### Dataset entries
-- START --
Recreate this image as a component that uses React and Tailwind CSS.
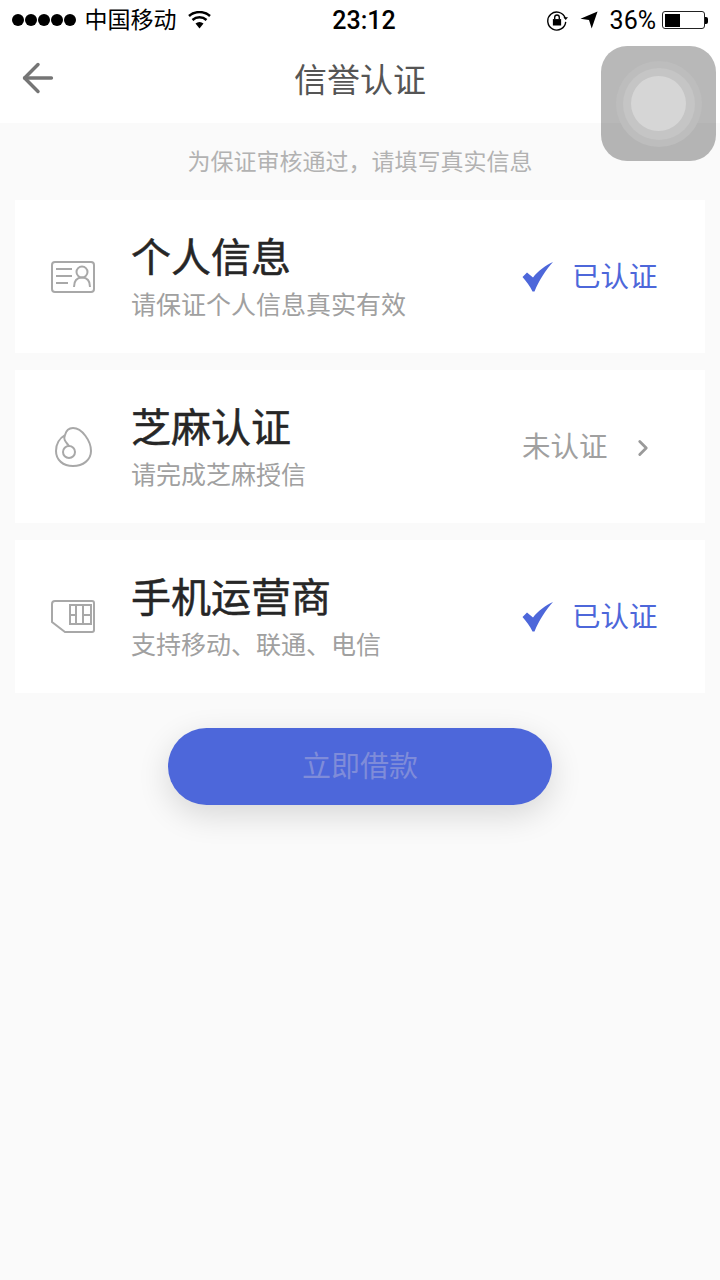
import React from "react";
import { ArrowLeft, ChevronRight } from "lucide-react";

const cjk = "font-['Roboto','Noto_Sans_CJK_SC',sans-serif]";

const IdIcon = () => (
  <svg width="44" height="32" viewBox="0 0 44 32" fill="none" stroke="#a8a8a8" strokeWidth="2">
    <rect x="1" y="1" width="42" height="30" rx="3" />
    <path d="M5 8h16M5 15h16M5 22h12" />
    <circle cx="31" cy="11" r="5.500" />
    <path d="M23 26c0-6 3-9.500 8-9.500s8 3.500 8 9.500" />
  </svg>
);

const SesameIcon = () => (
  <svg width="37" height="40" viewBox="0 0 37 40" fill="none" stroke="#a8a8a8" strokeWidth="2">
    <path d="M10 8C11 4 14 1 18 1C27 1 36 14 36 24C36 33 28 39 18 39C8 39 1 33 1 24C1 17 5 11 10 8C8 13 11 15 14 19" />
    <circle cx="14" cy="25" r="6" />
  </svg>
);

const SimIcon = () => (
  <svg width="44" height="33" viewBox="0 0 44 33" fill="none" stroke="#a8a8a8" strokeWidth="2">
    <path d="M4 1h37a2 2 0 0 1 2 2v27a2 2 0 0 1-2 2H14L1 22V4a3 3 0 0 1 3-3z" />
    <path d="M19 5h21v19H19zM25 5v19M32 5v19M19 15h6M32 15h8" />
  </svg>
);

const CheckIcon = () => (
  <svg className="-mt-[3px]" width="32" height="30" viewBox="0 0 32 30">
    <path d="M0.500 15L5 10.500L11 15.500C16 9 24 3 31 0C24 8 17 18 12.500 29.500L10.500 29.500C8 24 4 19 0.500 15z" fill="#4d67da" />
  </svg>
);

const Row = ({ icon, title, desc, done }) => (
  <div className="flex h-[153px] items-center bg-white">
    <div className="flex w-[116px] justify-center">{icon}</div>
    <div className="flex-1 pt-[2px]">
      <div className="text-[40px] leading-[50px] text-[#262626] [-webkit-text-stroke:0.5px_#262626]">{title}</div>
      <div className="mt-[7px] text-[25px] leading-[30px] text-[#a0a0a0]">{desc}</div>
    </div>
    {done ? (
      <div className="flex w-[183px] items-center pt-[3px]">
        <CheckIcon />
        <span className="ml-[18px] text-[28.500px] text-[#4d67da]">已认证</span>
      </div>
    ) : (
      <div className="flex w-[183px] items-center pt-[3px]">
        <span className="text-[28.500px] text-[#a0a0a0]">未认证</span>
        <ChevronRight className="ml-[22px]" size={26} color="#9a9a9a" strokeWidth={2.600} />
      </div>
    )}
  </div>
);

export default function App() {
  return (
    <div className={`relative flex min-h-[1280px] flex-col bg-[#fafafa] ${cjk}`}>
      {/* Status bar */}
      <div className="flex h-[40px] items-center justify-between bg-white px-[12px] text-black">
        <div className="flex w-[264px] items-center">
          <div className="flex gap-[1.500px]">
            {[0, 1, 2, 3, 4].map((i) => (
              <span key={i} className="h-[11.500px] w-[11.500px] rounded-full bg-black" />
            ))}
          </div>
          <span className="ml-[9px] text-[23px] leading-none">中国移动</span>
          <svg className="ml-[10px]" width="25" height="18" viewBox="0 0 25 18">
            <path d="M12.500 17.500L8.500 12.500a6 6 0 0 1 8 0z" fill="#000" />
            <path d="M5.500 9a10.500 10.500 0 0 1 14 0M2 5a16 16 0 0 1 21 0" fill="none" stroke="#000" strokeWidth="2.500" />
          </svg>
        </div>
        <span className="text-[25px] font-medium leading-none">23:12</span>
        <div className="flex w-[256px] items-center justify-end">
          <svg width="22" height="22" viewBox="0 0 24 24" fill="none" stroke="#000" strokeWidth="1.500">
            <path d="M21 10A9.800 9.800 0 1 0 21.500 14" />
            <path d="M19 9l2.500 3 2.500-3z" fill="#000" stroke="none" />
            <rect x="7.500" y="11" width="9" height="7" fill="#000" stroke="none" />
            <path d="M9.500 11V9a2.500 2.500 0 0 1 5 0v2" />
          </svg>
          <svg className="ml-[12px]" width="18" height="18" viewBox="0 0 20 20">
            <path d="M19.500 0.500L13 19.500L10 10L0.500 8.500z" fill="#000" />
          </svg>
          <span className="ml-[12px] text-[25px] leading-none">36%</span>
          <div className="ml-[6px] flex items-center">
            <div className="flex h-[18px] w-[43px] rounded-[3px] border border-[#222] p-[1.500px]">
              <div className="w-[15px] bg-black" />
            </div>
            <div className="h-[7px] w-[3px] rounded-r-[2px] bg-black" />
          </div>
        </div>
      </div>

      {/* Nav */}
      <div className="relative flex h-[83px] items-center justify-center bg-white pb-[2px]">
        <ArrowLeft className="absolute left-[15px] top-[15px]" size={46} color="#757575" strokeWidth={1.800} />
        <span className="text-[33px] text-[#555555]">信誉认证</span>
      </div>

      <div className="flex h-[77px] items-center justify-center pt-[3px] text-[23px] text-[#b2b2b2]">
        为保证审核通过，请填写真实信息
      </div>

      <div className="flex flex-col gap-[17px] px-[15px]">
        <Row icon={<IdIcon />} title="个人信息" desc="请保证个人信息真实有效" done />
        <Row icon={<SesameIcon />} title="芝麻认证" desc="请完成芝麻授信" />
        <Row icon={<SimIcon />} title="手机运营商" desc="支持移动、联通、电信" done />
      </div>

      <div className="mt-[35px] flex justify-center">
        <button className="flex h-[77px] w-[384px] items-center justify-center rounded-full bg-[#4d67da] pt-[3px] text-[29px] text-[#7f8cd9] shadow-[0_10px_32px_rgba(0,0,0,0.14)]">
          立即借款
        </button>
      </div>

      {/* Assistive touch */}
      <div className="absolute left-[601px] top-[46px] flex h-[115px] w-[115px] items-center justify-center rounded-[26px] bg-black/[0.28]">
        <div className="flex h-[86px] w-[86px] items-center justify-center rounded-full bg-[#bdbdbd]">
          <div className="flex h-[72px] w-[72px] items-center justify-center rounded-full bg-[#c5c5c5]">
            <div className="h-[55px] w-[55px] rounded-full bg-[#d6d6d6]" />
          </div>
        </div>
      </div>
    </div>
  );
}
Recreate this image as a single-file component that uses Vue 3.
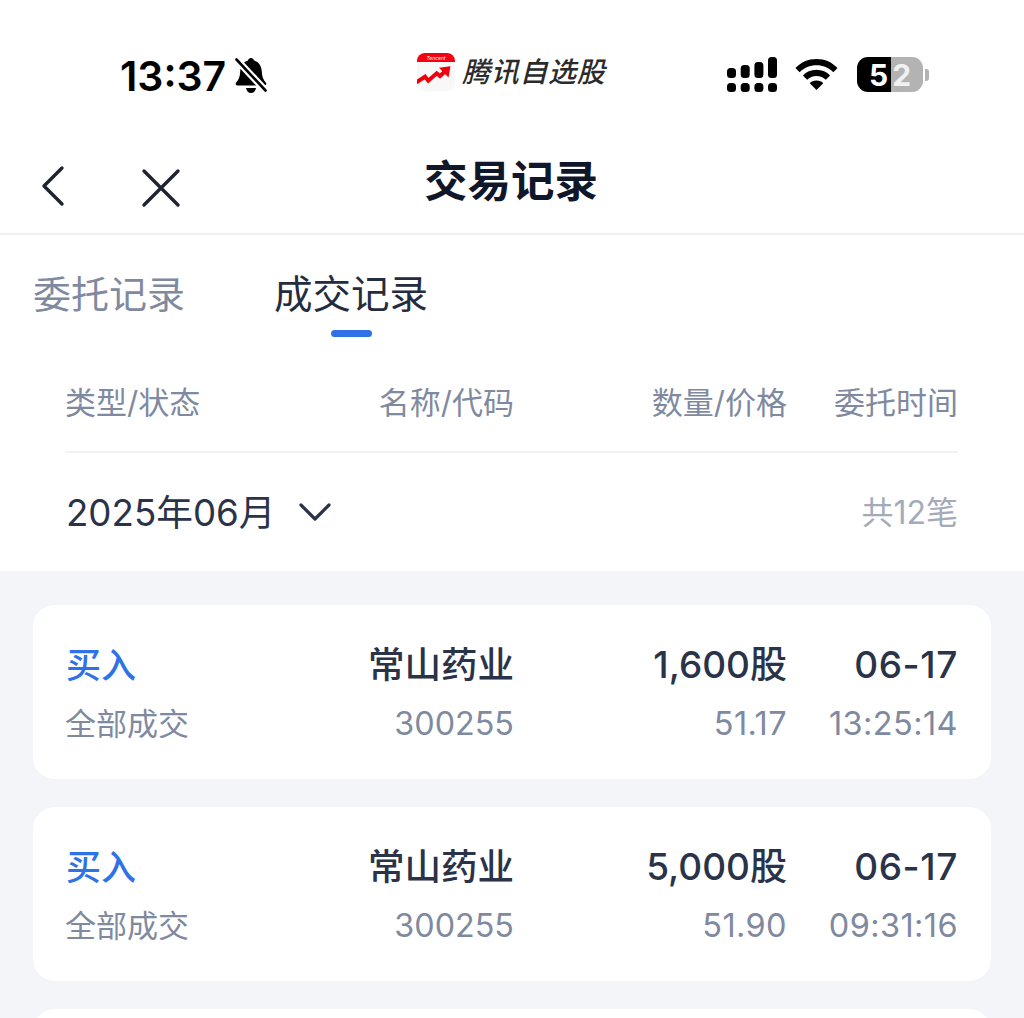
<script setup>
const heads = ['类型/状态', '名称/代码', '数量/价格', '委托时间']
const rows = [
  { qty: '1,600股', price: '51.17', date: '06-17', time: '13:25:14' },
  { qty: '5,000股', price: '51.90', date: '06-17', time: '09:31:16' },
]
</script>

<template>
  <div class="page">
    <div class="status">
      <div class="clock">
        <span>13:37</span>
        <svg class="bell" viewBox="0 0 32 36" width="32" height="36">
          <path d="M16 0c-1.600 0-2.700 1-3 2.500C8 4 5.500 8.200 5.200 13.500 4.900 19 3.500 22 1.200 24.500.2 25.800.8 27.500 2.500 27.500h27c1.700 0 2.300-1.700 1.300-3C28.500 22 27.100 19 26.800 13.500 26.500 8.200 24 4 19 2.500 18.700 1 17.600 0 16 0z" fill="#000"/>
          <path d="M11 30c.5 3 2.500 5 5 5s4.500-2 5-5z" fill="#000"/>
          <path d="M1 1 31 33" stroke="#fff" stroke-width="7"/>
          <path d="M1.500 1.500 30.500 32.500" stroke="#000" stroke-width="2.600" stroke-linecap="round"/>
        </svg>
      </div>
      <div class="brand">
        <svg class="logo" viewBox="0 0 38 38" width="38" height="38">
          <defs><clipPath id="lg"><rect width="38" height="38" rx="8"/></clipPath></defs>
          <g clip-path="url(#lg)">
            <rect width="38" height="38" fill="#f8f8f8"/>
            <rect width="38" height="9" fill="#f5000f"/>
            <path d="M-1 29.500 8 23.700l3.300 4 8.400-7.400 3.300 2.700 6-5.500" fill="none" stroke="#f0000c" stroke-width="4"/>
            <path d="M22 14.800 33.500 13.200 31.500 24.500z" fill="#f0000c"/>
          </g>
          <text x="19" y="6.500" text-anchor="middle" class="lt">Tencent</text>
        </svg>
        <span class="bname">腾讯自选股</span>
      </div>
      <div class="sys">
        <svg viewBox="0 0 50 35" width="50" height="35">
          <g fill="#000">
            <rect x="0" y="11" width="9" height="10" rx="3.500"/>
            <rect x="13.700" y="8" width="9" height="13" rx="3.500"/>
            <rect x="27.400" y="5" width="9" height="16" rx="3.500"/>
            <rect x="41" y="0" width="9" height="21" rx="3.500"/>
            <rect x="0" y="26" width="9" height="9" rx="3.500"/>
            <rect x="13.700" y="26" width="9" height="9" rx="3.500"/>
            <rect x="27.400" y="26" width="9" height="9" rx="3.500"/>
            <rect x="41" y="26" width="9" height="9" rx="3.500"/>
          </g>
        </svg>
        <svg class="wifi" viewBox="0 0 46 34" width="43" height="32">
          <path d="M23 0C14 0 6.500 3.500 0.500 9.500l4.500 4.500C10 9 16 6.500 23 6.500S36 9 41 14l4.500-4.500C39.500 3.500 32 0 23 0z" fill="#000"/>
          <path d="M23 11.500c-6 0-11 2.300-14.500 6l4.500 4.500c2.600-2.600 6-4 10-4s7.400 1.400 10 4l4.500-4.500c-3.500-3.700-8.500-6-14.500-6z" fill="#000"/>
          <path d="M23 23c-3.200 0-5.800 1.100-7.200 2.800L23 33l7.200-7.200C28.800 24.100 26.200 23 23 23z" fill="#000"/>
        </svg>
        <div class="battery">
          <div class="cell"><span class="f">5</span><span class="g">2</span></div>
          <i class="nub"></i>
        </div>
      </div>
    </div>

    <div class="nav">
      <svg class="back" viewBox="0 0 26 42" width="26" height="42">
        <path d="M22 3 4 21l18 18" fill="none" stroke="#1f2430" stroke-width="3.400" stroke-linecap="round" stroke-linejoin="round"/>
      </svg>
      <svg class="close" viewBox="0 0 42 42" width="42" height="42">
        <path d="M4 4 38 38M38 4 4 38" fill="none" stroke="#1f2430" stroke-width="3.400" stroke-linecap="round"/>
      </svg>
      <div class="title">交易记录</div>
    </div>

    <div class="tabs">
      <span class="tab">委托记录</span>
      <span class="tab on">成交记录</span>
    </div>

    <div class="head">
      <div class="cols">
        <span v-for="h in heads" :key="h">{{ h }}</span>
      </div>
    </div>

    <div class="month">
      <div class="mleft">
        <span>2025年06月</span>
        <svg class="chev" viewBox="0 0 32 20" width="32" height="20">
          <path d="M2 3l14 14L30 3" fill="none" stroke="#2a3348" stroke-width="3.200" stroke-linecap="round" stroke-linejoin="round"/>
        </svg>
      </div>
      <span class="count">共12笔</span>
    </div>

    <div class="list">
      <div class="card" v-for="(r, i) in rows" :key="i">
        <div class="c1"><div class="buy">买入</div><div class="sub s1">全部成交</div></div>
        <div class="c2"><div class="main">常山药业</div><div class="sub code">300255</div></div>
        <div class="c3"><div class="main">{{ r.qty }}</div><div class="sub">{{ r.price }}</div></div>
        <div class="c4"><div class="main num">{{ r.date }}</div><div class="sub">{{ r.time }}</div></div>
      </div>
      <div class="card"></div>
    </div>
  </div>
</template>

<style>
html, body { margin: 0; background: #fff; }
</style>

<style scoped>
.page {
  width: 1024px;
  height: 1018px;
  overflow: hidden;
  background: #fff;
  font-family: Inter, "Noto Sans CJK SC", sans-serif;
  color: #2a3348;
  display: flex;
  flex-direction: column;
}
.status {
  height: 130px;
  flex: none;
  display: flex;
  align-items: center;
  position: relative;
  padding: 22px 0 0 120px;
  box-sizing: border-box;
}
.clock {
  display: flex;
  align-items: center;
  gap: 9px;
  font-family: Inter, sans-serif;
  font-size: 41px;
  font-weight: 600;
  color: #000;
  line-height: 1;
}
.brand {
  position: absolute;
  left: 417px;
  top: 53px;
  display: flex;
  align-items: center;
  gap: 7px;
}
.lt { font: italic 5px Inter, sans-serif; fill: #fff; }
.bname {
  font-size: 28px;
  font-weight: 500;
  color: #2b2b2b;
  font-style: italic;
  letter-spacing: 0.7px;
  line-height: 38px;
}
.sys {
  position: absolute;
  left: 727px;
  top: 57px;
  display: flex;
  align-items: center;
  gap: 18px;
}
.wifi { margin-right: 1px; }
.battery { display: flex; align-items: center; gap: 2px; }
.cell {
  width: 66px;
  height: 35px;
  border-radius: 11px;
  overflow: hidden;
  background: linear-gradient(90deg, #000 0 34px, #b3b3b3 34px);
  display: flex;
  justify-content: center;
  align-items: center;
  gap: 4px;
  font-family: Inter, sans-serif;
  font-size: 30px;
  font-weight: 700;
  color: #fff;
  line-height: 1;
}
.g { color: #f1f1f1; }
.nub {
  width: 4px;
  height: 12px;
  background: #b3b3b3;
  border-radius: 0 3px 3px 0;
}
.nav {
  height: 105px;
  flex: none;
  position: relative;
  border-bottom: 2px solid #eef0f4;
  box-sizing: border-box;
  display: flex;
  align-items: center;
  justify-content: center;
}
.back { position: absolute; left: 40px; top: 35px; }
.close { position: absolute; left: 140px; top: 37px; }
.title {
  font-size: 43.500px;
  font-weight: 700;
  color: #10172a;
  line-height: 1;
  margin: 1px 2px 0 0;
}
.tabs {
  height: 110px;
  flex: none;
  display: flex;
  gap: 89px;
  padding: 34px 0 0 33px;
  box-sizing: border-box;
  font-size: 38px;
  line-height: 50px;
}
.tab { color: #7f8aa0; position: relative; }
.tab.on { color: #242c40; font-size: 38.500px; }
.tab.on::after {
  content: "";
  position: absolute;
  left: 57px;
  top: 61px;
  width: 41px;
  height: 7px;
  border-radius: 4px;
  background: #2f72e8;
}
.head {
  height: 108px;
  flex: none;
  padding: 0 66px 0 65px;
  box-sizing: border-box;
}
.cols {
  display: grid;
  grid-template-columns: 201px 248px 273px 171px;
  height: 108px;
  box-sizing: border-box;
  border-bottom: 2px solid #f0f2f5;
  align-items: center;
  font-size: 31px;
  color: #7f8aa0;
  padding-top: 4px;
}
.cols span:not(:first-child) { text-align: right; }
.month {
  height: 118px;
  flex: none;
  padding: 0 66px 4px;
  box-sizing: border-box;
  display: flex;
  align-items: center;
  justify-content: space-between;
}
.mleft {
  display: flex;
  align-items: center;
  gap: 24px;
  font-size: 36.700px;
  color: #2a3348;
}
.chev { margin-top: 4px; }
.count { font-size: 32px; color: #a3abbb; }
.list {
  flex: 1;
  background: #f3f5f9;
  padding: 34px 33px 0;
  display: flex;
  flex-direction: column;
  gap: 28px;
}
.card {
  flex: none;
  height: 174px;
  background: #fff;
  border-radius: 22px;
  padding: 2px 33px 0;
  box-sizing: border-box;
  display: grid;
  grid-template-columns: 200px 248px 273px 171px;
  align-items: center;
}
.c2, .c3, .c4 { text-align: right; }
.buy { font-size: 35px; line-height: 44px; color: #2f72e8; font-weight: 500; margin-bottom: 17px; }
.main { font-size: 37px; line-height: 44px; font-weight: 500; color: #2a3348; margin-bottom: 17px; }
.c2 .main { font-size: 36.500px; }
.num { letter-spacing: 0.6px; }
.sub { font-size: 32.500px; line-height: 40px; color: #7f8aa0; letter-spacing: 0.4px; }
.code { font-size: 32.300px; letter-spacing: 0; }
.s1 { font-size: 31px; letter-spacing: 0; margin-left: -1px; }
</style>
-- END --
### Exercise requirements
From the data, collect all lines where the string "this" appears.

### Final answer
Recreate this image as a component that uses React and Tailwind CSS.
Recreate this image as a single-file component that uses Vue 3.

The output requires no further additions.